NEW ORLEANS (CN) — Louisiana Governor John Bel Edwards will face eight challengers at the polling booths in October in what is expected to be the state’s most expensive governor’s race ever.
Two days of open qualifying in which candidates signed up for the race ended Thursday without surprises: Incumbent Edwards, the lone Democratic governor in the Deep South, will face two major Republican challengers, both Trump supporters, U.S. Rep. Ralph Abraham of Alto, La., and millionaire contractor Eddie Rispone, of Baton Rouge, along with a handful of others.
Edwards is running on the platform that he has been financially good for the state, which went into deep debt during the tenure of his predecessor, Republican Bobby Jindal, whose popularity plummeted before he left office.
“We can’t talk about where the state of Louisiana is under Gov. Edwards without talking about where we were under Jindal when this administration took over,” Edwards’ campaign spokesman Eric Holl told the New Orleans Advocate newspaper. “Louisiana doesn’t want to go back.”
Edwards’ campaign points to Abraham and Rispone as Jindal backers. Both candidates’ campaigns are clear about their support of Trump.
Rispone, who loaned his own campaign $10 million, is handing out “I stand with Trump” stickers and took out a newspaper ad saying “Donald Trump is right” on immigration.
Abraham has drawn endorsements from Republican officials around the state but lacks the campaign financing of Edwards and Rispone.
Louisiana is set to become a major focus for both parties during the election. The Republican Governors Association, based in Washington, D.C., has called Louisiana a “top pick-up opportunity for Republicans” and already has spent more than $1 million on the Louisiana race. It is expected to spend several million more before the race is over.
“With the state’s solid red hue combined with President Trump’s 20-point victory in 2016, Gov. Edwards will certainly face a competitive race no matter who Republicans decide to nominate,” Republican Governors Association spokesman Jon Thompson told BallotPedia. Political analyst Bernie Pinosonat told the WWL Newsroom radio station: “This is an important race for Republicans nationally.
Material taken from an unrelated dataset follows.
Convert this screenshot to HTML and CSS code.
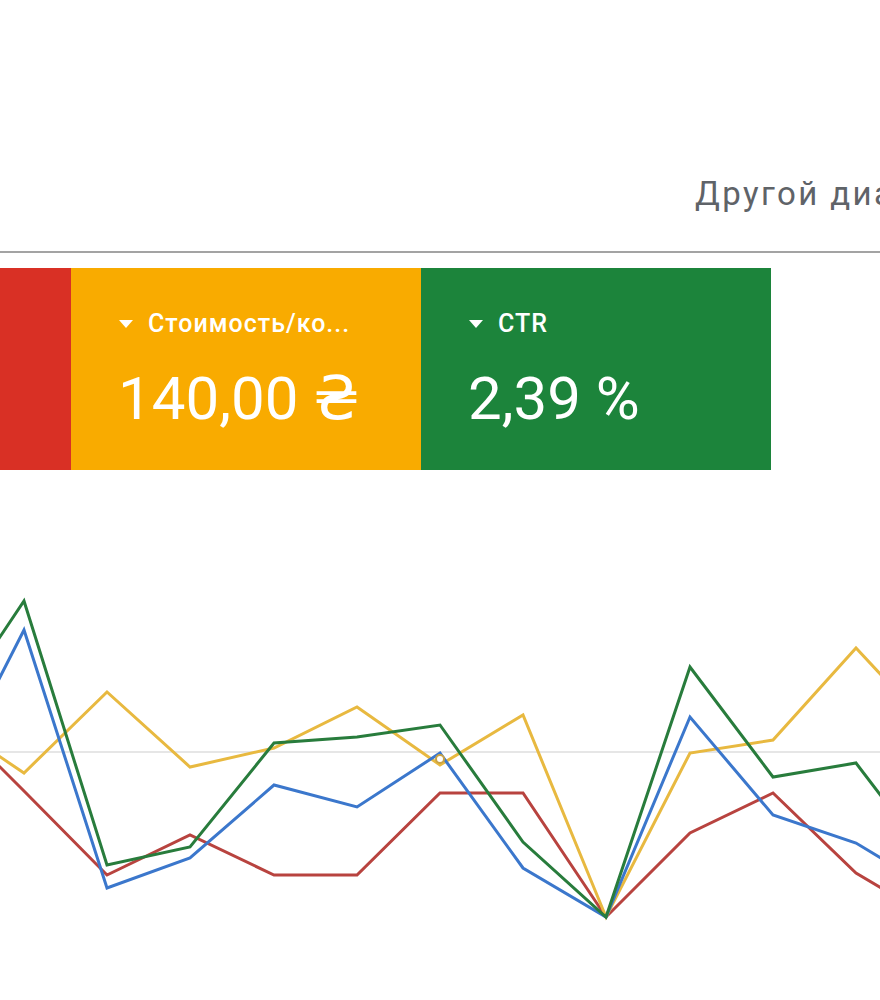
FILE: index.html
```
<!DOCTYPE html>
<html lang="ru">
<head>
    <meta charset="UTF-8">
    <meta name="viewport" content="width=device-width, initial-scale=1.0">
    <title>Обзор кампании</title>
    <link rel="stylesheet" href="styles.css">
</head>
<body>
    <div class="page">
        <div class="toolbar">
            <span class="range-link">Другой диапазон</span>
        </div>

        <div class="scorecards">
            <div class="scorecard red"></div>
            <div class="scorecard yellow">
                <div class="scorecard-label">
                    <svg class="caret" width="16" height="9" viewBox="0 0 16 9"><polygon points="1,0 15,0 8,8" fill="#fff"/></svg>
                    <span>Стоимость/ко...</span>
                </div>
                <div class="scorecard-value">140,00 ₴</div>
            </div>
            <div class="scorecard green">
                <div class="scorecard-label">
                    <svg class="caret" width="16" height="9" viewBox="0 0 16 9"><polygon points="1,0 15,0 8,8" fill="#fff"/></svg>
                    <span>CTR</span>
                </div>
                <div class="scorecard-value">2,39 %</div>
            </div>
        </div>

        <svg class="chart" width="880" height="530" viewBox="0 470 880 530">
            <line class="gridline" x1="0" y1="752" x2="880" y2="752"/>
            <polyline class="series series-red" points="-59,708 24,791 107,875 190,835 274,875 357,875 440,793 523,793 606,917 690,833 773,793 856,873 939,922"/>
            <polyline class="series series-yellow" points="-59,717 24,773 107,692 190,767 274,748 357,707 440,765 523,715 606,917 690,753 773,740 856,648 939,737"/>
            <polyline class="series series-blue" points="-59,793 24,630 107,888 190,858 274,785 357,807 440,753 523,868 606,917 690,717 773,815 856,843 939,893"/>
            <polyline class="series series-green" points="-59,725 24,601 107,865 190,847 274,743 357,737 440,725 523,842 606,917 690,667 773,777 856,763 939,872"/>
            <circle class="marker" cx="440" cy="759" r="4"/>
        </svg>
    </div>
</body>
</html>
```

FILE: styles.css
```
* {
    margin: 0;
    padding: 0;
    box-sizing: border-box;
}

body {
    background: #fff;
    font-family: 'Roboto', 'DejaVu Sans', sans-serif;
    overflow: hidden;
}

.page {
    width: 880px;
    overflow: hidden;
}

.toolbar {
    height: 253px;
    padding: 175px 0 0 695px;
    border-bottom: 2px solid #a3a3a3;
    white-space: nowrap;
    overflow: hidden;
}

.range-link {
    color: #5f6368;
    font-size: 33px;
    line-height: 38px;
    letter-spacing: 2.4px;
}

.scorecards {
    display: flex;
    margin-top: 15px;
    margin-left: -279px;
}

.scorecard {
    flex: 0 0 350px;
    height: 202px;
    padding: 41px 0 0 47px;
    color: #fff;
}

.scorecard.red { background: #d93025; }
.scorecard.yellow { background: #f9ab00; }
.scorecard.green { background: #1c843b; }

.scorecard-label {
    display: flex;
    align-items: center;
    gap: 14px;
    font-size: 25px;
    line-height: 30px;
    font-weight: 500;
    letter-spacing: 1px;
}

.caret {
    display: block;
    margin-top: 1px;
}

.scorecard-value {
    margin-top: 24px;
    font-size: 60px;
    line-height: 72px;
    font-weight: 400;
}

.chart {
    display: block;
}

.gridline {
    stroke: #e6e6e6;
    stroke-width: 2;
}

.series {
    fill: none;
    stroke-width: 3;
    stroke-linejoin: miter;
}

.series-red { stroke: #b8433f; }
.series-yellow { stroke: #e8b940; }
.series-blue { stroke: #3b77cc; }
.series-green { stroke: #287c3c; }

.marker {
    fill: #fff;
    stroke: #c8a244;
    stroke-width: 2;
}
```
When you talk about reappointment, when you talk about having control of the state, the governor is very powerful in Louisiana. Having a Democrat in Louisiana is great for Democrats.
“We have two candidates who are going to spend at least $25 million. Abraham, he could end up spending three or four million. Then could we have another $10 million spent by political PACS? Yeah, that’s easily possible,” Pinosonat said.
Democratic Governors Association spokesman Jaren Leopold said: “Governor Edwards is in a strong position for re-election and is one of the most popular governors in America for a reason: He’s working across party lines to get things done for Louisianans.”
Candidates this week also registered to challenge all of Louisiana’s elected Republican officials.
Louisiana will hold the primary election for governor on Oct. 12, 2019. A candidate will win upon receiving 50 percent plus one of that vote. If none receives more than 50 percent, a general election between the top two vote-getters will be held Nov. 16.
Six other candidates with little or no financial backing also entered the governor’s race this week. Among them is Gary Landrieu, 61, of Metairie, an Independent, the cousin of former Democratic U.S. Sen. Mary Landrieu and former New Orleans Mayor Mitch Landrieu. Landrieu, who has run unsuccessfully for several offices, was booked with aggravated battery in 2012 after he grabbed a woman standing outside his truck in the French Quarter by the hair and drove several feet, dragging her.
“If you continue to hang around these kind of people you’re going to be trash,” Landrieu told the woman as he dragged her, according to the police account. Five days before, he had lost a bid for a U.S. House seat. Neither of his Landrieu cousins endorsed him in that race.
After joining the governor’s race Wednesday, Landrieu told reporters he had a dispute with the secretary of state’s office and intends to sue because the office won’t allow his name to appear on the ballot as Gary “Go Gary” Landrieu.